The Amazon – Getting to the Jungle

I spent three nights, four days in the Amazon jungle in Northeast Ecuador (near the border of Colombia). Pretty intense – I’ve never done anything like it.

My brother and I arrived at Quito airport early in the morning for our flight to Lago Agria, the city closest to the part of the Amazon we were staying in. Our flight was scheduled for 10:00 AM. We checked in and were handed a boarding pass that said our flight was at 9:15 AM. The TV monitors in the airport listed NO flight to Lago Agria. As we sat in the terminal trying to figure out which gate was ours, I saw a bunch of people scurrying through what appeared to be a gate out into the runway. There was no sign or monitor. My brother ran over and, indeed, that was our 30 min flight to Lago Agria. At 8:40 AM.
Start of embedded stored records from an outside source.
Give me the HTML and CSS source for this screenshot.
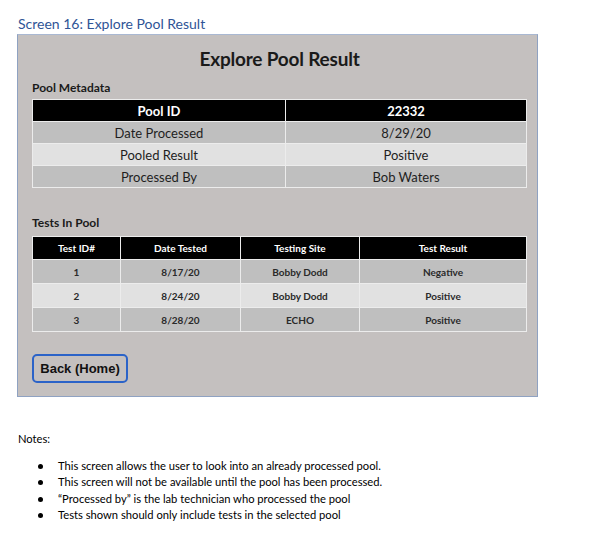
FILE: index.html
```html
<!DOCTYPE html>
<html>
<head>
<meta charset="utf-8">
<link rel="stylesheet" href="styles.css">
</head>
<body>
<h2 class="doc-heading">Screen 16: Explore Pool Result</h2>
<div class="frame">
  <h1 class="screen-title">Explore Pool Result</h1>
  <div class="section-label">Pool Metadata</div>
  <table class="meta">
    <colgroup><col class="mc1"><col class="mc2"></colgroup>
    <tr class="head"><td>Pool ID</td><td>22332</td></tr>
    <tr class="dark"><td>Date Processed</td><td>8/29/20</td></tr>
    <tr class="light"><td>Pooled Result</td><td>Positive</td></tr>
    <tr class="dark"><td>Processed By</td><td>Bob Waters</td></tr>
  </table>
  <div class="section-label tests-label">Tests In Pool</div>
  <table class="tests">
    <colgroup><col class="tc1"><col class="tc2"><col class="tc3"><col class="tc4"></colgroup>
    <tr class="head"><td>Test ID#</td><td>Date Tested</td><td>Testing Site</td><td>Test Result</td></tr>
    <tr class="dark"><td>1</td><td>8/17/20</td><td>Bobby Dodd</td><td>Negative</td></tr>
    <tr class="light"><td>2</td><td>8/24/20</td><td>Bobby Dodd</td><td>Positive</td></tr>
    <tr class="dark"><td>3</td><td>8/28/20</td><td>ECHO</td><td>Positive</td></tr>
  </table>
  <button class="back-btn">Back (Home)</button>
</div>
<div class="notes">
  <p class="notes-title">Notes:</p>
  <ul class="notes-list">
    <li>This screen allows the user to look into an already processed pool.</li>
    <li>This screen will not be available until the pool has been processed.</li>
    <li>“Processed by” is the lab technician who processed the pool</li>
    <li>Tests shown should only include tests in the selected pool</li>
  </ul>
</div>
</body>
</html>
```
FILE: styles.css
```css
html, body {
  margin: 0;
  padding: 0;
  background: #ffffff;
}
body {
  font-family: Lato, "Open Sans", "Liberation Sans", sans-serif;
  color: #000;
}
.doc-heading {
  margin: 0;
  padding: 15px 0 0 18px;
  height: 19px;
  font-size: 14px;
  font-weight: normal;
  line-height: 17px;
  color: #2f5496;
}
.frame {
  margin-left: 17px;
  height: 361px;
  border: 1px solid #8fa2c2;
  border-top-color: #a9b8d2;
  background: #c4c0bf;
  padding: 0 10px 0 14px;
  box-sizing: content-box;
  width: 495px;
}
.screen-title {
  margin: 0;
  padding-top: 12px;
  height: 34px;
  text-align: center;
  font-size: 19px;
  line-height: 23px;
  font-weight: bold;
  color: #1a1a1a;
  letter-spacing: -0.2px;
}
.section-label {
  font-size: 12px;
  font-weight: bold;
  line-height: 14px;
  height: 18px;
  color: #1a1a1a;
}
.tests-label {
  margin-top: 28px;
  height: 20px;
}
table {
  border-collapse: collapse;
  table-layout: fixed;
  width: 494px;
}
td {
  text-align: center;
  border: 1px solid #ececec;
  padding: 0;
}
.meta td {
  height: 21px;
  font-size: 13px;
  color: #1e1e1e;
}
.meta .head td {
  font-weight: bold;
  color: #fff;
}
.head td {
  background: #000;
}
.head td + td {
  border-left-color: #d8d8d8;
}
.dark td {
  background: #bfbfbf;
}
.light td {
  background: #e1e1e1;
}
.mc1 { width: 253px; }
.mc2 { width: 241px; }
.tests td {
  height: 23px;
  font-size: 10px;
  font-weight: bold;
  color: #2a2a2a;
}
.tests .head td {
  height: 22px;
  color: #fff;
}
.tc1 { width: 88px; }
.tc2 { width: 120px; }
.tc3 { width: 119px; }
.tc4 { width: 167px; }
.back-btn {
  display: block;
  margin-top: 22px;
  width: 96px;
  height: 29px;
  padding: 0;
  border: 2.5px solid #2b63c8;
  border-radius: 5px;
  background: #c4c0bf;
  font-family: "Liberation Sans", Arial, sans-serif;
  font-size: 13px;
  font-weight: bold;
  color: #111;
}
.notes {
  padding-left: 18px;
  font-size: 11.2px;
  line-height: 16.5px;
  color: #000;
}
.notes-title {
  margin: 0;
  padding-top: 34px;
}
.notes-list {
  margin: 10px 0 0 0;
  padding-left: 40px;
  list-style: none;
}
.notes-list li {
  position: relative;
}
.notes-list li::before {
  content: "";
  position: absolute;
  left: -20px;
  top: 6px;
  width: 5px;
  height: 5px;
  border-radius: 50%;
  background: #000;
}
```
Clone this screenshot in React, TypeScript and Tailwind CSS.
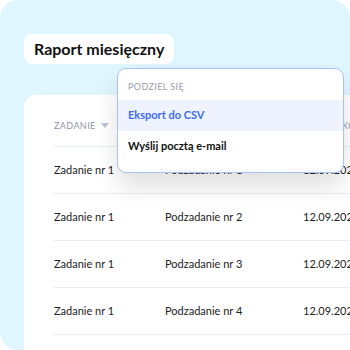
const rows = [
	{ task: "Zadanie nr 1", sub: "Podzadanie nr 1", date: "12.09.2023" },
	{ task: "Zadanie nr 1", sub: "Podzadanie nr 2", date: "12.09.2023" },
	{ task: "Zadanie nr 1", sub: "Podzadanie nr 3", date: "12.09.2023" },
	{ task: "Zadanie nr 1", sub: "Podzadanie nr 4", date: "12.09.2023" },
];

const App = () => {
	return (
		<div className="w-[350px] h-[350px] bg-white font-['Lato',sans-serif]">
			<div className="relative w-full h-full bg-[#e0f6fe] rounded-[18px] overflow-hidden flex flex-col pl-[24px] pt-[34px]">
				<div className="self-start whitespace-nowrap bg-white rounded-[8px] h-[30px] px-[10px] flex items-center text-[16px] font-bold text-[#111]">
					Raport miesięczny
				</div>

				<div className="mt-[31px] flex-1 bg-white rounded-tl-[12px] pl-[30px] overflow-hidden">
					<div className="flex items-center h-[52px] pt-[10px] border-b border-[#e6ecf5] text-[9px] uppercase tracking-[0.4px] text-[#8f93a8] whitespace-nowrap">
						<div className="w-[111px] shrink-0 flex items-center gap-[5px]">
							Zadanie
							<svg width="8" height="5" viewBox="0 0 8 5">
								<path d="M0 0h8L4 5z" fill="#b9c2d6" />
							</svg>
						</div>
						<div className="w-[138px] shrink-0">Podzadanie</div>
						<div className="shrink-0">Data zakończenia</div>
					</div>
					{rows.map((row) => (
						<div
							key={row.sub}
							className="flex items-center h-[47px] border-b border-[#e6ecf5] text-[11px] text-[#222] whitespace-nowrap"
						>
							<div className="w-[111px] shrink-0">{row.task}</div>
							<div className="w-[138px] shrink-0">{row.sub}</div>
							<div className="shrink-0">{row.date}</div>
						</div>
					))}
				</div>

				<div className="absolute left-[117px] top-[68px] w-[227px] bg-white border border-[#a9c0fb] rounded-[9px] shadow-[0_14px_24px_rgba(0,0,0,0.12)] pb-[10px]">
					<div className="h-[31px] pt-[4px] px-[10px] flex items-center text-[9px] uppercase tracking-[0.4px] text-[#9a9eae]">
						Podziel się
					</div>
					<div className="h-[31px] px-[10px] flex items-center bg-[#eef3ff] text-[11px] font-bold text-[#3d6cf2]">
						Eksport do CSV
					</div>
					<div className="h-[31px] px-[10px] flex items-center text-[11px] font-bold text-[#111]">
						Wyślij pocztą e-mail
					</div>
				</div>
			</div>
		</div>
	);
};

export default App;
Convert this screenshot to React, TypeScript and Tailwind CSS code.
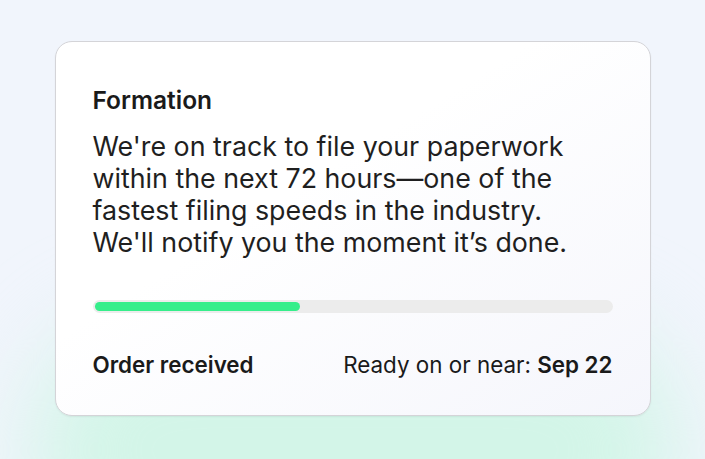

Lago Agria is a dangerous city. Its proximity to Colombia (the Colombian militia stations itself on the border with Ecuador) means that as a gringo you don’t want to be wandering around at night. Or, in my view, during day. When you get off or board the plane in Lago Agria and walk the 1.5 minutes to the terminal on the runway, there are two military guys holding long, automatic rifles guarding your path to the terminal.

Safe and sound in the Lago Agria airport, we waited for our tour company to pick us up. Through Samona Expeditions, we paid $180 for three nights lodging, transit to and from the jungle from Lago Agria, all meals, guides. Ecuador is SO cheap. Almost ridiculously cheap. Almost so cheap that you wonder about the credibility of the company. (In the end, these fears were unfounded.)

We waited and waited, no one came to pick us up. Being phoneless, I made my way over to a gate agent and convinced him – in Spanish – to call our tour company. A few phone calls later and our tour company dispatched a taxi to the airport to pick us up. Some mix-up prevented the normal van/bus. The taxi came, a rep from the tour company in tow, and he told us the taxi would take us to the Cuyabeno bridge where we would board the canoe.

So off we went in the taxi. It’s a 2.5 hour drive. Within 20 minutes we started seeing green forest – all different types of trees. Lush forest. Every 10 minutes we passed through shanty towns and every minute or so there’d be another shack. I expected the poverty in this part of rural Ecuador but still, it can be moving. Literally dusty pieces-of-shit huts surrounded by abandonment and rubble.

The second half of the drive to Cuyabeno is not paved. It’s on a pothole rich rock road. Bump. Bump. Bump. Bump. Our taxi driver almost fell asleep. My brother smartly asked him to stop and splash water on his face.

We also suspected our driver was drunk. This being January 1st, most of the people we encountered in the service industry were drunk.

We finally pulled up to Cuyabeno, where travelers board canoes and enter the jungle.